** begin **

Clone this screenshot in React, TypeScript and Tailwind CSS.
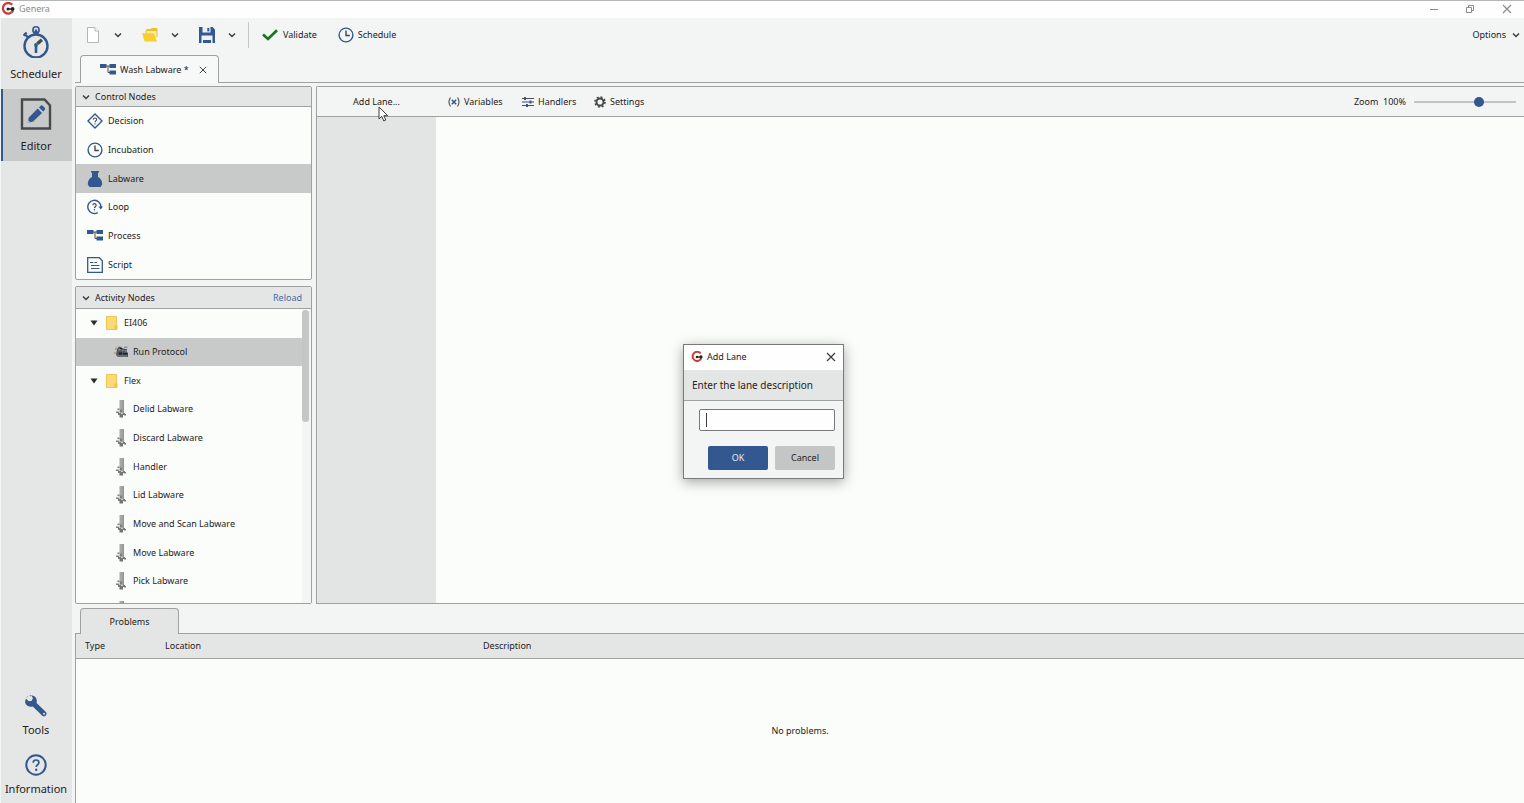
import React, { useState } from "react";

const BLUE = "#33578f";

type IconProps = { className?: string };

function Logo({ className }: IconProps) {
  return (
    <svg className={className} viewBox="0 0 14 14" fill="none" aria-hidden="true">
      <path d="M11.2 2.8A5.3 5.3 0 1 0 12 8.6" stroke="#d23a34" strokeWidth="2.3" />
      <path d="M6 7h6.5" stroke="#222" strokeWidth="1.5" />
      <circle cx="7" cy="7" r="1.5" fill="#222" />
      <circle cx="11.6" cy="7" r="1.9" fill="#222" />
    </svg>
  );
}

function Chevron({ className }: IconProps) {
  return (
    <svg className={className} viewBox="0 0 8 8" fill="none" aria-hidden="true">
      <path d="M1 2.4 4 5.6 7 2.4" stroke="#3a3c3c" strokeWidth="1.4" />
    </svg>
  );
}

function Cross({ className, color = "#3a3c3c" }: IconProps & { color?: string }) {
  return (
    <svg className={className} viewBox="0 0 10 10" fill="none" aria-hidden="true">
      <path d="M1 1l8 8M9 1l-8 8" stroke={color} strokeWidth="1.2" />
    </svg>
  );
}

function Stopwatch() {
  return (
    <svg className="h-8 w-7" viewBox="0 0 28 32" fill="none" stroke={BLUE} aria-hidden="true">
      <circle cx="14" cy="20" r="11.5" strokeWidth="2.4" />
      <circle cx="14" cy="3.9" r="3.1" strokeWidth="1.6" />
      <path d="M14 3.5V9M11.5 6.6h5" strokeWidth="2.4" />
      <path d="M2 7.5 6 11.4M1.6 9.8 4.6 6.6" strokeWidth="2.2" />
      <path d="M14 19.5v7.5" strokeWidth="2.6" />
      <circle cx="14" cy="19" r="1.9" fill={BLUE} stroke="none" />
      <path d="M15.3 17.8l4.6-4" stroke="#4a4d4f" strokeWidth="3.4" />
    </svg>
  );
}

function EditorIcon() {
  return (
    <svg className="h-8 w-8" viewBox="0 0 32 32" fill="none" aria-hidden="true">
      <path d="M2 1.5h22.5L30 7.5v23H2z" stroke="#474a4b" strokeWidth="2.4" />
      <path d="M7.5 25l1.4-5.6 8.800-8.800 4.300 4.300-8.800 8.700z" fill={BLUE} />
      <path d="M19 9.400l1.600-1.600q1.200-1 2.400.2l1.500 1.500q1.200 1.200.2 2.400l-1.500 1.700z" fill={BLUE} />
      <path d="M7.500 25l.7-2.700 2 2z" fill="#c9cbca" />
    </svg>
  );
}

function Wrench() {
  return (
    <svg className="h-6 w-6" viewBox="0 0 24 24" aria-hidden="true">
      <path
        d="M7.400 1.200 A6.200 6.200 0 0 0 2 10.500 Q4.600 13.600 8.800 12.600 L18.300 21.700 Q20 23.200 21.900 21.600 Q23.400 19.800 21.900 18 L12.600 9 Q13.400 4.600 10.800 2.500 L7.400 1.200 L8.800 4.200 L7.600 6.800 L4.600 7 L2.200 5.200 L1 8.200 L2 10.500 Z"
        fill={BLUE}
      />
      <path d="M2.800 3.400 5.200 1 8.600 4.300 7.600 6.800 5 7.300 1.400 4.200z" fill="#e5e7e6" />
      <circle cx="20" cy="19.800" r="1" fill="#e5e7e6" />
    </svg>
  );
}

function InfoIcon() {
  return (
    <svg className="h-6 w-6" viewBox="0 0 24 24" fill="none" stroke={BLUE} aria-hidden="true">
      <circle cx="12" cy="12" r="9.700" strokeWidth="2" />
      <path d="M9.200 9.800Q9.200 7 12 7t2.900 2.500c0 2.200-2.700 2.300-2.700 4.400" strokeWidth="1.700" />
      <circle cx="12.200" cy="16.800" r="1.200" fill={BLUE} stroke="none" />
    </svg>
  );
}

function NewDoc() {
  return (
    <svg className="h-4 w-3" viewBox="0 0 12 16" fill="#fff" stroke="#b4b6b6" aria-hidden="true">
      <path d="M.5.500h7.500l3.500 3.500v11.500H.5z" />
      <path d="M8 .5V4h3.500" />
    </svg>
  );
}

function OpenFolder() {
  return (
    <svg className="h-3.5 w-4" viewBox="0 0 16 14" aria-hidden="true">
      <path d="M3.500 13V2.600L5 1h3.600l1.200-1h4.700l1 1v8z" fill="#e8c12c" />
      <path d="M4.500 3h10v5.500l-1 4H4z" fill="#f7e9a4" />
      <path d="M0 5.200h11.600L15 13.500H2.600z" fill="#f7d02b" />
    </svg>
  );
}

function Floppy() {
  return (
    <svg className="h-4 w-4" viewBox="0 0 16 16" aria-hidden="true">
      <path d="M0 0h13.500L16 2.500V16H0z" fill={BLUE} />
      <path d="M3.500 0h8v5.500h-8z" fill="#eef0f0" />
      <path d="M8.300 1h2v3.400h-2z" fill={BLUE} />
      <path d="M2.500 8.500h11V16h-11z" fill="#eef0f0" />
      <path d="M4 13h8v3H4z" fill={BLUE} />
    </svg>
  );
}

function Check() {
  return (
    <svg className="h-3 w-4" viewBox="0 0 16 12" fill="none" aria-hidden="true">
      <path d="M1 5.500 6 10 15 1.300" stroke="#17761b" strokeWidth="2.700" />
    </svg>
  );
}

function Clock({ className }: IconProps) {
  return (
    <svg className={className} viewBox="0 0 16 16" fill="none" aria-hidden="true">
      <circle cx="8" cy="8" r="6.900" stroke={BLUE} strokeWidth="1.400" />
      <path d="M8 3.600V8.500h3.800" stroke="#3f4650" strokeWidth="1.400" />
    </svg>
  );
}

function Process() {
  return (
    <svg className="h-4 w-4" viewBox="0 0 16 16" aria-hidden="true">
      <path d="M0 2h6.500v4H0zM9.500 2H16v4H9.500zM9.500 8.500H16v4H9.500z" fill={BLUE} />
      <path d="M6 4h4M8 4v6.500h2" fill="none" stroke="#4b4f55" />
    </svg>
  );
}

function Decision() {
  return (
    <svg className="h-4 w-4" viewBox="0 0 16 16" fill="none" aria-hidden="true">
      <path d="M8 1l7 7-7 7-7-7z" stroke={BLUE} strokeWidth="1.400" />
      <path d="M6.300 6.600Q6.400 5 8 5t1.700 1.500C9.700 7.800 8 7.800 8 9.300M8 10.300v1.200" stroke="#454a52" strokeWidth="1.100" />
    </svg>
  );
}

function Flask() {
  return (
    <svg className="h-4 w-4" viewBox="0 0 16 16" fill={BLUE} aria-hidden="true">
      <path d="M4 0h8v1.600h-1V6c3 1.500 4.200 4 4.200 7.500L13.500 16h-11L.8 13.500C.8 10 2 7.500 5 6V1.600H4z" />
    </svg>
  );
}

function Loop() {
  return (
    <svg className="h-4 w-4" viewBox="0 0 16 16" fill="none" aria-hidden="true">
      <path d="M10.800 13.600A6.600 6.600 0 1 1 14 8.500" stroke={BLUE} strokeWidth="1.400" />
      <path d="M11.400 7.400h4.600l-2.300 3.200z" fill={BLUE} />
      <path d="M5.800 6.200Q6 4.600 7.500 4.600T9.200 6.200C9.200 7.500 7.500 7.500 7.500 9.200M7.500 10.300v1.200" stroke="#454a52" strokeWidth="1.200" />
    </svg>
  );
}

function Script() {
  return (
    <svg className="h-4 w-4" viewBox="0 0 16 16" fill="none" stroke={BLUE} aria-hidden="true">
      <path d="M.7.700h11.600l3 3v11.600H.7z" strokeWidth="1.300" />
      <path d="M3 5.500h3.500M7.500 5.500H10M4 8.500h8.500M4 11.500h8.500" strokeWidth="1.200" />
    </svg>
  );
}

function Folder() {
  return (
    <svg className="h-3.5 w-3" viewBox="0 0 12 14" aria-hidden="true">
      <path d="M.5.500h10v13H.5z" fill="#fbd978" stroke="#ecc657" />
      <path d="M8.500 9.500h3v4h-3z" fill="#f3c640" />
    </svg>
  );
}

function Triangle() {
  return (
    <svg className="h-1.5 w-2" viewBox="0 0 8 6" aria-hidden="true">
      <path d="M.5.500h7L4 5.500z" fill="#2b2d2d" />
    </svg>
  );
}

function Instrument() {
  return (
    <svg className="h-4 w-4" viewBox="0 0 16 16" aria-hidden="true">
      <path d="M4 5l2-2.500 2 .5 2 1.500 4 .5v3l1 1v4H5l-2-2z" fill="#53575c" />
      <path d="M2 4l2-1v3H2zM1 8h2v2H1z" fill="#b9a77c" />
      <path d="M11 2.500h3.500v1.500H11zM5.500 5h2v1.500h-2zM9 6h1.500v1H9zM12 6.500h2v1h-2z" fill="#8d959f" />
      <path d="M6 8.500h3v2H6zM10 9h4.500v1.500H10zM7 4h2v1H7z" fill="#1c1f22" />
      <path d="M4 11.500h10v1H4z" fill="#7b8694" />
    </svg>
  );
}

function Robot() {
  return (
    <svg className="h-5 w-3" viewBox="0 0 12 20" aria-hidden="true">
      <path d="M4.500 1h4.500v13H4.500z" fill="#a6a8a8" />
      <path d="M7.500 1H9v13H7.500z" fill="#949696" />
      <path d="M2.500 9.500h2V11h-2zM1 12.500h3V14H1zM5 10.500h2V13H5z" fill="#7b7d7e" />
      <path d="M3 14h7v2H3zM9 15h2v1.500H9z" fill="#77797a" />
      <path d="M4.500 16h3.500v2.500H4.500z" fill="#707273" />
      <path d="M2.500 11.500h2v1h-2zM6 14h2v1H6z" fill="#cfd1d1" />
    </svg>
  );
}

function Variables() {
  return (
    <svg className="h-3 w-3" viewBox="0 0 12 12" fill="none" aria-hidden="true">
      <path d="M2.500 1.500Q-.5 6 2.500 10.500M9.500 1.500Q12.500 6 9.500 10.500" stroke="#4a4e55" strokeWidth="1.100" />
      <path d="M3.800 3.800l4.400 4.400M8.200 3.800L3.800 8.200" stroke={BLUE} strokeWidth="1.500" />
    </svg>
  );
}

function Handlers() {
  return (
    <svg className="h-3 w-3" viewBox="0 0 12 12" fill="none" aria-hidden="true">
      <path d="M0 2.500h12M0 6h12M0 9.500h12" stroke="#4a4e55" strokeWidth="1.100" />
      <path d="M3 1v3M8.500 4.500v3M5 8v3" stroke={BLUE} strokeWidth="2" />
    </svg>
  );
}

function Gear() {
  return (
    <svg className="h-3 w-3" viewBox="0 0 12 12" fill="none" stroke="#454848" aria-hidden="true">
      <circle cx="6" cy="6" r="3.500" strokeWidth="1.900" />
      <circle cx="6" cy="6" r="5" strokeWidth="1.600" strokeDasharray="1.960 1.960" />
    </svg>
  );
}

const controlNodes = [
  { label: "Decision", icon: <Decision /> },
  { label: "Incubation", icon: <Clock className="h-4 w-4" /> },
  { label: "Labware", icon: <Flask />, selected: true },
  { label: "Loop", icon: <Loop /> },
  { label: "Process", icon: <Process /> },
  { label: "Script", icon: <Script /> },
];

const activityNodes: { label: string; kind: "folder" | "instrument" | "robot" }[] = [
  { label: "EI406", kind: "folder" },
  { label: "Run Protocol", kind: "instrument" },
  { label: "Flex", kind: "folder" },
  { label: "Delid Labware", kind: "robot" },
  { label: "Discard Labware", kind: "robot" },
  { label: "Handler", kind: "robot" },
  { label: "Lid Labware", kind: "robot" },
  { label: "Move and Scan Labware", kind: "robot" },
  { label: "Move Labware", kind: "robot" },
  { label: "Pick Labware", kind: "robot" },
  { label: "", kind: "robot" },
];

function TitleBar() {
  return (
    <header className="flex h-[18px] shrink-0 items-center border-t border-[#b4b6b5] bg-[#fdfefd] pb-0.5">
      <Logo className="ml-px h-3.5 w-3.5" />
      <span className="ml-1 text-[#8a8c8c]">Genera</span>
      <div className="mr-3 ml-auto flex items-center gap-7">
        <button type="button" aria-label="Minimize">
          <svg className="h-2 w-2" viewBox="0 0 8 8">
            <path d="M0 4.500h8" stroke="#8a8c8c" />
          </svg>
        </button>
        <button type="button" aria-label="Restore">
          <svg className="h-2 w-2" viewBox="0 0 8 8" fill="none" stroke="#8a8c8c">
            <path d="M.5 2.500h5v5h-5zM2.500 2.500v-2h5v5h-2" />
          </svg>
        </button>
        <button type="button" aria-label="Close">
          <Cross className="h-2.5 w-2.5" color="#8a8c8c" />
        </button>
      </div>
    </header>
  );
}

function SideItem({ label, icon, className }: { label: string; icon: React.ReactNode; className: string }) {
  return (
    <button type="button" className={"flex w-full flex-col items-center text-[11px] leading-4 " + className}>
      {icon}
      {label}
    </button>
  );
}

function Sidebar() {
  return (
    <nav className="flex w-[72px] shrink-0 flex-col border-l border-[#f3f4f4] bg-[#e5e7e6]">
      <SideItem label="Scheduler" icon={<Stopwatch />} className="h-[71px] gap-2 pt-2 pr-px" />
      <SideItem
        label="Editor"
        icon={<EditorIcon />}
        className="h-[72px] gap-2 border-l-2 border-[#33578f] bg-[#c8cac9] pt-[9px] pr-[3px]"
      />
      <SideItem label="Tools" icon={<Wrench />} className="mt-auto h-[59px] gap-1 pt-px pr-px" />
      <SideItem label="Information" icon={<InfoIcon />} className="h-[51px] gap-1 pt-px pr-px" />
    </nav>
  );
}

function Toolbar() {
  return (
    <div className="flex h-[37px] shrink-0 items-center pr-1 pb-[3px] pl-3">
      <button type="button" aria-label="New" className="flex w-[27px]"><NewDoc /></button>
      <button type="button" aria-label="New menu" className="flex w-7"><Chevron className="h-2 w-2" /></button>
      <button type="button" aria-label="Open" className="flex w-[29px]"><OpenFolder /></button>
      <button type="button" aria-label="Open menu" className="flex w-7"><Chevron className="h-2 w-2" /></button>
      <button type="button" aria-label="Save" className="flex w-[29px]"><Floppy /></button>
      <button type="button" aria-label="Save menu" className="flex w-5"><Chevron className="h-2 w-2" /></button>
      <span className="h-[26px] w-px bg-[#c6c8c7]" />
      <button type="button" className="ml-[13px] flex items-center gap-[5px]"><Check />Validate</button>
      <button type="button" className="ml-[21px] flex items-center gap-1"><Clock className="h-4 w-4" />Schedule</button>
      <button type="button" className="ml-auto flex items-center gap-1.5">Options<Chevron className="h-2 w-2" /></button>
    </div>
  );
}

function TabBar() {
  return (
    <div className="flex h-7 shrink-0">
      <span className="w-[5px] border-b border-[#9fa1a1]" />
      <div className="flex w-[139px] items-center rounded-t-sm border border-b-0 border-[#9fa1a1] bg-[#f7f8f8] pl-[19px]">
        <Process />
        <span className="ml-1 whitespace-nowrap">Wash Labware *</span>
        <button type="button" aria-label="Close tab" className="ml-auto pr-[11px]">
          <Cross className="h-2 w-2" />
        </button>
      </div>
      <span className="flex-1 border-b border-[#9fa1a1]" />
    </div>
  );
}

function PanelHeader({ title, children, className }: { title: string; children?: React.ReactNode; className: string }) {
  return (
    <div className={"flex shrink-0 items-center border-b border-[#9fa1a1] bg-[#e4e6e5] pr-[9px] pl-1.5 " + className}>
      <button type="button" className="flex items-center gap-[5px]">
        <Chevron className="h-2 w-2" />
        {title}
      </button>
      {children}
    </div>
  );
}

function ControlNodes() {
  return (
    <section className="flex shrink-0 flex-col rounded-xs border border-[#9fa1a1] bg-[#fbfdfb]">
      <PanelHeader title="Control Nodes" className="h-5" />
      <ul className="grid h-[172px] grid-rows-6">
        {controlNodes.map((n) => (
          <li key={n.label} className={n.selected ? "bg-[#c8cac9]" : ""}>
            <button type="button" className="flex h-full w-full items-center gap-[5px] pl-[11px]">
              {n.icon}
              {n.label}
            </button>
          </li>
        ))}
      </ul>
    </section>
  );
}

function ActivityNodes() {
  return (
    <section className="flex min-h-0 flex-1 flex-col rounded-xs border border-[#9fa1a1] bg-[#fbfdfb]">
      <PanelHeader title="Activity Nodes" className="h-[22px]">
        <button type="button" className="ml-auto text-[#4a69a5]">Reload</button>
      </PanelHeader>
      <div className="flex min-h-0 flex-1 overflow-hidden">
        <ul className="grid h-[344px] flex-1 grid-rows-12">
          {activityNodes.map((n, i) => (
            <li key={i} className={n.kind === "instrument" ? "bg-[#c8cac9]" : ""}>
              {n.kind === "folder" ? (
                <button type="button" className="flex h-full w-full items-center pl-3.5">
                  <Triangle />
                  <span className="ml-2"><Folder /></span>
                  <span className="ml-1.5">{n.label}</span>
                </button>
              ) : (
                <button type="button" aria-label={n.label || undefined} className="flex h-full w-full items-center pl-[37px]">
                  <span className="flex w-5">
                    {n.kind === "instrument" ? <Instrument /> : <span className="pl-0.5"><Robot /></span>}
                  </span>
                  {n.label}
                </button>
              )}
            </li>
          ))}
        </ul>
        <div className="w-[9px] bg-[#f3f4f4] py-px pr-0.5">
          <div className="h-28 rounded-sm bg-[#c4c6c5]" />
        </div>
      </div>
    </section>
  );
}

function Workspace() {
  const [zoom, setZoom] = useState(65);
  return (
    <section className="flex min-w-0 flex-1 flex-col rounded-tl-xs border border-r-0 border-[#9fa1a1]">
      <div className="flex h-[30px] shrink-0 items-center border-b border-[#9fa1a1] bg-[#f3f4f4] pr-2">
        <button type="button" className="w-[119px]">Add Lane...</button>
        <button type="button" className="ml-3 flex w-[74px] items-center gap-1"><Variables />Variables</button>
        <button type="button" className="flex w-[72px] items-center gap-1"><Handlers />Handlers</button>
        <button type="button" className="flex items-center gap-1"><Gear />Settings</button>
        <label htmlFor="zoom" className="mr-2 ml-auto">Zoom&nbsp; 100%</label>
        <input
          id="zoom"
          type="range"
          value={zoom}
          onChange={(e) => setZoom(Number(e.target.value))}
          className="h-2.5 w-[102px] appearance-none bg-transparent [&::-webkit-slider-runnable-track]:h-0.5 [&::-webkit-slider-runnable-track]:bg-[#c2c4c4] [&::-webkit-slider-thumb]:-mt-1 [&::-webkit-slider-thumb]:h-2.5 [&::-webkit-slider-thumb]:w-2.5 [&::-webkit-slider-thumb]:appearance-none [&::-webkit-slider-thumb]:rounded-full [&::-webkit-slider-thumb]:bg-[#33578f]"
        />
      </div>
      <div className="flex flex-1">
        <div className="w-[119px] bg-[#e3e4e4]" />
        <div className="flex-1 bg-[#fbfdfb]" />
      </div>
    </section>
  );
}

function Problems() {
  return (
    <section className="flex h-[195px] shrink-0 flex-col">
      <div className="-mb-px flex h-[26px] shrink-0 pl-[5px]">
        <button type="button" className="relative w-[99px] rounded-t-sm border border-b-0 border-[#9fa1a1] bg-[#e4e6e5]">
          Problems
        </button>
      </div>
      <div className="flex-1 border-t border-l border-[#9fa1a1] bg-[#fbfdfb]">
        <table className="h-full w-full table-fixed border-collapse text-left">
          <thead>
            <tr className="h-6 border-b border-[#9fa1a1] bg-[#e4e6e5]">
              <th className="w-20 pl-[9px] font-normal">Type</th>
              <th className="w-[318px] pl-[9px] font-normal">Location</th>
              <th className="pl-[9px] font-normal">Description</th>
            </tr>
          </thead>
          <tbody>
            <tr>
              <td colSpan={3} className="text-center">No problems.</td>
            </tr>
          </tbody>
        </table>
      </div>
    </section>
  );
}

function AddLaneDialog() {
  return (
    <div
      role="dialog"
      aria-label="Add Lane"
      className="absolute top-[344px] left-[683px] flex w-[161px] flex-col border border-[#77797a] bg-[#f3f4f4] shadow-[0_3px_12px_rgba(0,0,0,0.35)]"
    >
      <div className="flex h-[25px] items-center bg-[#fdfefd] px-[7px] pb-0.5">
        <Logo className="h-3 w-3" />
        <span className="ml-1">Add Lane</span>
        <button type="button" aria-label="Close dialog" className="ml-auto">
          <Cross className="h-2.5 w-2.5" />
        </button>
      </div>
      <label htmlFor="lane" className="flex h-[31px] items-center border-b border-[#9fa1a1] bg-[#e4e6e5] pl-2 text-[10px] whitespace-nowrap">
        Enter the lane description
      </label>
      <div className="relative mt-2 mr-2 ml-[15px]">
        <input
          id="lane"
          type="text"
          className="block h-[22px] w-full rounded-xs border border-[#77797a] bg-[#fdfefd] px-1.5 caret-transparent outline-none"
        />
        <span className="absolute top-1 left-[7px] h-3.5 w-px bg-[#3a3c3c]" />
      </div>
      <div className="mt-[15px] mr-2 mb-2 flex justify-end gap-[7px]">
        <button type="button" className="h-6 w-[60px] rounded-xs bg-[#33578f] text-[#e6ebf3]">OK</button>
        <button type="button" className="h-6 w-[60px] rounded-xs bg-[#c4c6c5]">Cancel</button>
      </div>
    </div>
  );
}

export default function App() {
  return (
    <div className="relative flex h-screen flex-col overflow-hidden bg-[#f3f4f4] font-['Noto_Sans','Open_Sans',sans-serif] text-[9px] leading-4 text-[#1f2121]">
      <TitleBar />
      <div className="flex min-h-0 flex-1">
        <Sidebar />
        <main className="flex min-w-0 flex-1 flex-col pl-[3px]">
          <Toolbar />
          <TabBar />
          <div className="flex min-h-0 flex-1 gap-1 pt-[3px]">
            <div className="flex w-[237px] shrink-0 flex-col gap-1.5">
              <ControlNodes />
              <ActivityNodes />
            </div>
            <Workspace />
          </div>
          <div className="h-1 shrink-0" />
          <Problems />
        </main>
      </div>
      <AddLaneDialog />
      <svg className="pointer-events-none absolute top-[106px] left-[378px] h-4 w-3" viewBox="0 0 12 16" aria-hidden="true">
        <path d="M1 1v12l2.800-2.600 2 4.600 2-1-2-4.300h4z" fill="#fff" stroke="#3a3c3c" />
      </svg>
    </div>
  );
}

** end **

* WHAT YOU SHOULD DO:
Gather up the lines that contain the word "React".

* ANSWER TO THIS TASK:
Clone this screenshot in React, TypeScript and Tailwind CSS.
import React, { useState } from "react";
function SideItem({ label, icon, className }: { label: string; icon: React.ReactNode; className: string }) {
function PanelHeader({ title, children, className }: { title: string; children?: React.ReactNode; className: string }) {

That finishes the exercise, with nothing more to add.